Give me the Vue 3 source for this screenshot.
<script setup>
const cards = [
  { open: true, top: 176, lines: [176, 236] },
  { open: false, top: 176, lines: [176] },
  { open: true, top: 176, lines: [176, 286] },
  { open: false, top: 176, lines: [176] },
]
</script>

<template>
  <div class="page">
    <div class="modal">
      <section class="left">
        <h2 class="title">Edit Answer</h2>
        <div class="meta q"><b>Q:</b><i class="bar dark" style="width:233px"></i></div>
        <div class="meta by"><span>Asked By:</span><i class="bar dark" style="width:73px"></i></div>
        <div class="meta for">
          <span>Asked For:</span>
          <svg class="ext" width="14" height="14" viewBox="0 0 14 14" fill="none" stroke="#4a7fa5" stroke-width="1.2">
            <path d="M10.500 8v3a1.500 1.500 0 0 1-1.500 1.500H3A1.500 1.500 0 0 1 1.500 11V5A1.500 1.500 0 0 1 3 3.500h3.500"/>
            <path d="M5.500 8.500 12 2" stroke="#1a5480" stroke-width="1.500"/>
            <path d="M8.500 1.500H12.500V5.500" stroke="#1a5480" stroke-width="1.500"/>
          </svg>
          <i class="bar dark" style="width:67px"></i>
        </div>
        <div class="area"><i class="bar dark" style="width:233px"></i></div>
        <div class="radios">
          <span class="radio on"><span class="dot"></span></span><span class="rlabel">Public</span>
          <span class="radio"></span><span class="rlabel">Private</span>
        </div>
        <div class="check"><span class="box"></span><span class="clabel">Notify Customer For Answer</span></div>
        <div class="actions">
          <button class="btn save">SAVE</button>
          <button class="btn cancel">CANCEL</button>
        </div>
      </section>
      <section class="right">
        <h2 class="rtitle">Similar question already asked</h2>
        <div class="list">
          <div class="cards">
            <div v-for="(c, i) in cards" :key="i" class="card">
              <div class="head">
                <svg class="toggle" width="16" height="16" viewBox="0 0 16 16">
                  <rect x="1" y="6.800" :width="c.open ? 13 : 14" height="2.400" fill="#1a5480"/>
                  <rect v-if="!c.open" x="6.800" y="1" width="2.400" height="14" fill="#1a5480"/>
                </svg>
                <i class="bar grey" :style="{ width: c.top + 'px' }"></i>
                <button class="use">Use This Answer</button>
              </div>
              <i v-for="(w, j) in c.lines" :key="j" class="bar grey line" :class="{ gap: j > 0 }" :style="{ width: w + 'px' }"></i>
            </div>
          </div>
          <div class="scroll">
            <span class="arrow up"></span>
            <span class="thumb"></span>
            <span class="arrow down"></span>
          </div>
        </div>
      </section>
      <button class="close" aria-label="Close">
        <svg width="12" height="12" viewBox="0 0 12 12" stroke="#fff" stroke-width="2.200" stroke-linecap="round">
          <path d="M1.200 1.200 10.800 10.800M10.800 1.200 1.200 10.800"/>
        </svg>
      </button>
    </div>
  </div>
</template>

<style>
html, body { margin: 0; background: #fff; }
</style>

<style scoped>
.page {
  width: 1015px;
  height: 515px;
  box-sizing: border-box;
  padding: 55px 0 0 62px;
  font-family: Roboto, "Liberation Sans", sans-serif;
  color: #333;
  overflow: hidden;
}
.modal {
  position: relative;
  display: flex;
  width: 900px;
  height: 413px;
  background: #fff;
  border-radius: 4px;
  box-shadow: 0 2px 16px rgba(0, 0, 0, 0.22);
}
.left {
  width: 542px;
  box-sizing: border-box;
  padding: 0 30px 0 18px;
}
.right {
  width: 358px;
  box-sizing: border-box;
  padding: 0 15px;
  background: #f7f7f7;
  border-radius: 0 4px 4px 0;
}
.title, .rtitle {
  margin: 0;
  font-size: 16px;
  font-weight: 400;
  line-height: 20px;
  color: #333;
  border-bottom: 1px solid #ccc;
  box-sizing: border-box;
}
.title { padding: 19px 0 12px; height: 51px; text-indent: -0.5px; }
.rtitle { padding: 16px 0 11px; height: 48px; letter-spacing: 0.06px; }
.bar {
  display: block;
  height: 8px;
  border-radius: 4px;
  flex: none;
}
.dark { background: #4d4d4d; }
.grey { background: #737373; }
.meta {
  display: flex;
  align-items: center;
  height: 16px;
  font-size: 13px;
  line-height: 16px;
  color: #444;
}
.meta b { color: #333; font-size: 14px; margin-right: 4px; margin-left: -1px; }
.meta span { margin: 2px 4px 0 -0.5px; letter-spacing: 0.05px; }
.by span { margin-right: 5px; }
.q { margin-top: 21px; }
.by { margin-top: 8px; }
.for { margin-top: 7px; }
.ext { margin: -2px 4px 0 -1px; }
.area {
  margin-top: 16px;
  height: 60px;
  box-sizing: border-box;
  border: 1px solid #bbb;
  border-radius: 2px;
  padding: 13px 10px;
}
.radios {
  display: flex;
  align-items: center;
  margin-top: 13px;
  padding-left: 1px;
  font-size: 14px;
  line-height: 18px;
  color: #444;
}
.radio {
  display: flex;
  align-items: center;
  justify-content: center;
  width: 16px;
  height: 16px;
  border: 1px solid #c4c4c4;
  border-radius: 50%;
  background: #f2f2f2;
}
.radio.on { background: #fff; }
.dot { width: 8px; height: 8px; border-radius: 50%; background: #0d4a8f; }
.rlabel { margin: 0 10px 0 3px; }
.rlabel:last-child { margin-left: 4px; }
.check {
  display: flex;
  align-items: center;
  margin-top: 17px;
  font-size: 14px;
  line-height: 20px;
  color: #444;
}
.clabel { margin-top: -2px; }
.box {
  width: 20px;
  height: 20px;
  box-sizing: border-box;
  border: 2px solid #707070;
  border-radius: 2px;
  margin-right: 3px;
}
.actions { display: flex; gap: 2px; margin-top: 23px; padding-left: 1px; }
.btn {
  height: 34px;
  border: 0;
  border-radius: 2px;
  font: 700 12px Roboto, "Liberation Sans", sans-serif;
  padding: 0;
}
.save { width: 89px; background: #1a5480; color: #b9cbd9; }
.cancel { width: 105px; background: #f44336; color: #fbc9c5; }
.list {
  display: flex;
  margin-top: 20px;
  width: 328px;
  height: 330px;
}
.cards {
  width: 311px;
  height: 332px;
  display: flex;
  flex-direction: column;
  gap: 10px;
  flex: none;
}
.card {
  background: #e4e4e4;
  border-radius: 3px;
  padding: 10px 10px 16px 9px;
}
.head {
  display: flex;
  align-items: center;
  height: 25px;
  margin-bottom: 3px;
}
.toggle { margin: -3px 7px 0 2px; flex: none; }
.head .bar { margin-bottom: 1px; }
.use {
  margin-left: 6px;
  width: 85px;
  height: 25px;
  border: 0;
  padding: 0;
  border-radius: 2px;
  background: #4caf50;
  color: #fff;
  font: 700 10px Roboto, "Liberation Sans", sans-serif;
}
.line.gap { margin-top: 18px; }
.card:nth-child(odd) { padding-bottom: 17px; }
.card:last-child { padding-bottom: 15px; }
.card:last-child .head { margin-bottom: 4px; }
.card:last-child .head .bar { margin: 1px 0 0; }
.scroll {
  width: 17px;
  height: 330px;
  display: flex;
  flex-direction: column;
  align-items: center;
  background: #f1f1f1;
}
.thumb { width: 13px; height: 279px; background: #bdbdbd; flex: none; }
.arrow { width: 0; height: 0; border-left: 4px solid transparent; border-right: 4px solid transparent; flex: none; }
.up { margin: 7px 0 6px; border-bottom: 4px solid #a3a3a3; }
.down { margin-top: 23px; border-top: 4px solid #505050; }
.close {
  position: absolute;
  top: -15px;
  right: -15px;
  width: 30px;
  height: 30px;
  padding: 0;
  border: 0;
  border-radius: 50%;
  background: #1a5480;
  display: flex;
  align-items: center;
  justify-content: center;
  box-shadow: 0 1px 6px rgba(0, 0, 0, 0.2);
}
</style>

==

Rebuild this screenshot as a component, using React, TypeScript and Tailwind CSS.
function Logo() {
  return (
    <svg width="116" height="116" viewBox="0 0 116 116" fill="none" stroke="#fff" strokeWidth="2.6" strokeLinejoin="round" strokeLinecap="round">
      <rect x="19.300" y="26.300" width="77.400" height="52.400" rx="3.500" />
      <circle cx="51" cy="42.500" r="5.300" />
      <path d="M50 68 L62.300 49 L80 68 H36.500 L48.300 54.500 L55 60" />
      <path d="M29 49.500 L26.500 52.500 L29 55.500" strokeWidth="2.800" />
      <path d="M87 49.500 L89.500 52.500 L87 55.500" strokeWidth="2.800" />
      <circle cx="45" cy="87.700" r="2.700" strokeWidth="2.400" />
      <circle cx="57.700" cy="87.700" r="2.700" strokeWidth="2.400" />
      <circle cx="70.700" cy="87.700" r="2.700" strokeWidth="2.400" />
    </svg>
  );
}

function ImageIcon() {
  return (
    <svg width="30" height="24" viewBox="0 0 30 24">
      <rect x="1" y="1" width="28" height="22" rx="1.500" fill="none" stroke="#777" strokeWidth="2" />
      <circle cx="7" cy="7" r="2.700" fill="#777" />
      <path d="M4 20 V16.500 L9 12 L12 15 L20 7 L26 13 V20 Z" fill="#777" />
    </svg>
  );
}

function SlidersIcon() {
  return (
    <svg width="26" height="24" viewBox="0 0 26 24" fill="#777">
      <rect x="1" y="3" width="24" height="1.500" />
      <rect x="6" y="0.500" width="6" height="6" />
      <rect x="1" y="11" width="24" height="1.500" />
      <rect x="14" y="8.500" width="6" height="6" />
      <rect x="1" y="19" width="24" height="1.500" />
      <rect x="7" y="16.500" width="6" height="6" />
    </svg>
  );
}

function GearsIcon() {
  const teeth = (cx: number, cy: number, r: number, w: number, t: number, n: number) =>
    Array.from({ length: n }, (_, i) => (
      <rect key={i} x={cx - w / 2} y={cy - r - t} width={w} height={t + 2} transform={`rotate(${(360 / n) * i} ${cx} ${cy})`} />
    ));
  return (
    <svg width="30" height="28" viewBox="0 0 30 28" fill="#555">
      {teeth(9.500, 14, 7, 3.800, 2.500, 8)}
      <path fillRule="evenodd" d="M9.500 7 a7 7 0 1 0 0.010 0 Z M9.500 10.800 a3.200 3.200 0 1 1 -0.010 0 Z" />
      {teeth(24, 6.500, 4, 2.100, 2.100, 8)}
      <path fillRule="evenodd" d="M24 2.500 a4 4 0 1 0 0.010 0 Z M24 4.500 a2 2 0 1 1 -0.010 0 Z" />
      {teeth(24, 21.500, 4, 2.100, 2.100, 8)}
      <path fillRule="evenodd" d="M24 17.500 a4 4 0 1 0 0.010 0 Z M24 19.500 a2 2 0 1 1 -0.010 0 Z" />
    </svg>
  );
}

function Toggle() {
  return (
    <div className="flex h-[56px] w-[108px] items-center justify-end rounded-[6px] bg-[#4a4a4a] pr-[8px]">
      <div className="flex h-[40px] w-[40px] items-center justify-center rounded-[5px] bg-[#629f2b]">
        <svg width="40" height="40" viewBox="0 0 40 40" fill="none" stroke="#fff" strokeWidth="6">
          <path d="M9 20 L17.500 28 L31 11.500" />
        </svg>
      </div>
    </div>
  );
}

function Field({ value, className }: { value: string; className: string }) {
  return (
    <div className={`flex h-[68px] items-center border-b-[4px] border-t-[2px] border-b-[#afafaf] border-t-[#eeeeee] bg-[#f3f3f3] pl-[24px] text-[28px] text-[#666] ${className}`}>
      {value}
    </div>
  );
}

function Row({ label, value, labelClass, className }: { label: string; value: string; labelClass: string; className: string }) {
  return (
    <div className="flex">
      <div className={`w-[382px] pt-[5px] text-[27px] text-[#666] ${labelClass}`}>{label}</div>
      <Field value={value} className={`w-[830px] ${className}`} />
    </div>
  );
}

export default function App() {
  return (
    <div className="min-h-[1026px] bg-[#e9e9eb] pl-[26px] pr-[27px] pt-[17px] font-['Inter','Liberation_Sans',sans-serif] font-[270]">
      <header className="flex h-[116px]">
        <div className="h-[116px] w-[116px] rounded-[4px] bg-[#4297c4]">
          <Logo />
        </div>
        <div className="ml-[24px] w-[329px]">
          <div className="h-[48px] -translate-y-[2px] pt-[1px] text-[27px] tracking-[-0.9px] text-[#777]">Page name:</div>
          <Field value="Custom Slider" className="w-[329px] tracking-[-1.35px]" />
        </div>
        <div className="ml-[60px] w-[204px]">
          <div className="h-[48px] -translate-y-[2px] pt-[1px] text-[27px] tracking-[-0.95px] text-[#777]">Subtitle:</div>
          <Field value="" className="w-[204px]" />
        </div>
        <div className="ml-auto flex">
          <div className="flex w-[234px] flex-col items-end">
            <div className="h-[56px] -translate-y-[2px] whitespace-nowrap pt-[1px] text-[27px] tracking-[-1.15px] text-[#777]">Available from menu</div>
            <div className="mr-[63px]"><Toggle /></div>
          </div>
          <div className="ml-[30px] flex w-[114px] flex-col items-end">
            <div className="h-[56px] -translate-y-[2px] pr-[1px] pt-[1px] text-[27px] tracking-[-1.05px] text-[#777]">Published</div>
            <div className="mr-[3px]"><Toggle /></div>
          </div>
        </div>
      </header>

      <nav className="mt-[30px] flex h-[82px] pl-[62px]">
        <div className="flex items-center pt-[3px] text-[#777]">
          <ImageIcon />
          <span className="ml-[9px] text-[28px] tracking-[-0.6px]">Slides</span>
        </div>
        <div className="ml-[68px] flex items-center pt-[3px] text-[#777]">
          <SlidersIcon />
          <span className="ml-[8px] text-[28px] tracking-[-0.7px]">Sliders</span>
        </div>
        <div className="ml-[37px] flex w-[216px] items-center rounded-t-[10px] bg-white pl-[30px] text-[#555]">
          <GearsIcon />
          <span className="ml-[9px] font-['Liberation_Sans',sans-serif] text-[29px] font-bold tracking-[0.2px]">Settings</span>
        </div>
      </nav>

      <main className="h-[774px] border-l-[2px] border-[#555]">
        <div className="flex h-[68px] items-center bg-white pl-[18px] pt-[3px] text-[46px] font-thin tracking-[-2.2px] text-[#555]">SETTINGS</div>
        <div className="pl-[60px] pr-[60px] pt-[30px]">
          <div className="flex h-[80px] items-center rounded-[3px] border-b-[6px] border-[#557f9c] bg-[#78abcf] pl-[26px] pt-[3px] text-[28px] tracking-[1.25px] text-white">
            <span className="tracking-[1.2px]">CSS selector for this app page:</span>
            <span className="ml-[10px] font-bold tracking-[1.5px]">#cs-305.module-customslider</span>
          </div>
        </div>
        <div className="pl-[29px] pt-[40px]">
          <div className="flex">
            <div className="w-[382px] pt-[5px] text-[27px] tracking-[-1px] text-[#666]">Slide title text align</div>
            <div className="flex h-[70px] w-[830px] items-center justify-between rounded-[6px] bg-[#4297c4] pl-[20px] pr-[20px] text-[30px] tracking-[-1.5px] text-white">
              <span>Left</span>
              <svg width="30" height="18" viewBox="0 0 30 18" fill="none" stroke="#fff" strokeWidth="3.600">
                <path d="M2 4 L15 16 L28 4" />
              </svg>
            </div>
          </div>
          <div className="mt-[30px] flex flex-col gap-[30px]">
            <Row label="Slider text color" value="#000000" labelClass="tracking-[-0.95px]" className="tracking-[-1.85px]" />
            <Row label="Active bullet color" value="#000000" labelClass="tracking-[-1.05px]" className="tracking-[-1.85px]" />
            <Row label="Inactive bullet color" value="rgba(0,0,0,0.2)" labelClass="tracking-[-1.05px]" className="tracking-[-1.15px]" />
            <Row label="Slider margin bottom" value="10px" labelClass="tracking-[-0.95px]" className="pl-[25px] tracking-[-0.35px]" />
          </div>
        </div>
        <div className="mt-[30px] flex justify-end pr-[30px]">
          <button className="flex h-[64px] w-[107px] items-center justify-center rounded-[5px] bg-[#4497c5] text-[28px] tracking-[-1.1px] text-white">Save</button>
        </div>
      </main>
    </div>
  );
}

--

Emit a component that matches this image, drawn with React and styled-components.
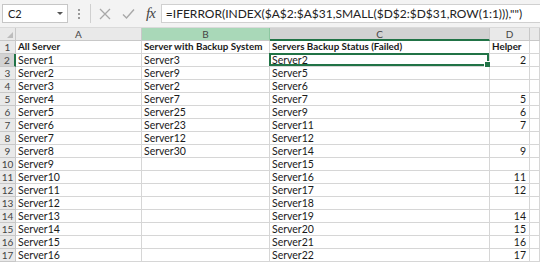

_What needs to be done_: Keep only those lines of the records that hold "component", and return them.

_Result of this exercise_:
Rebuild this screenshot as a component, using React, TypeScript and Tailwind CSS.
Emit a component that matches this image, drawn with React and styled-components.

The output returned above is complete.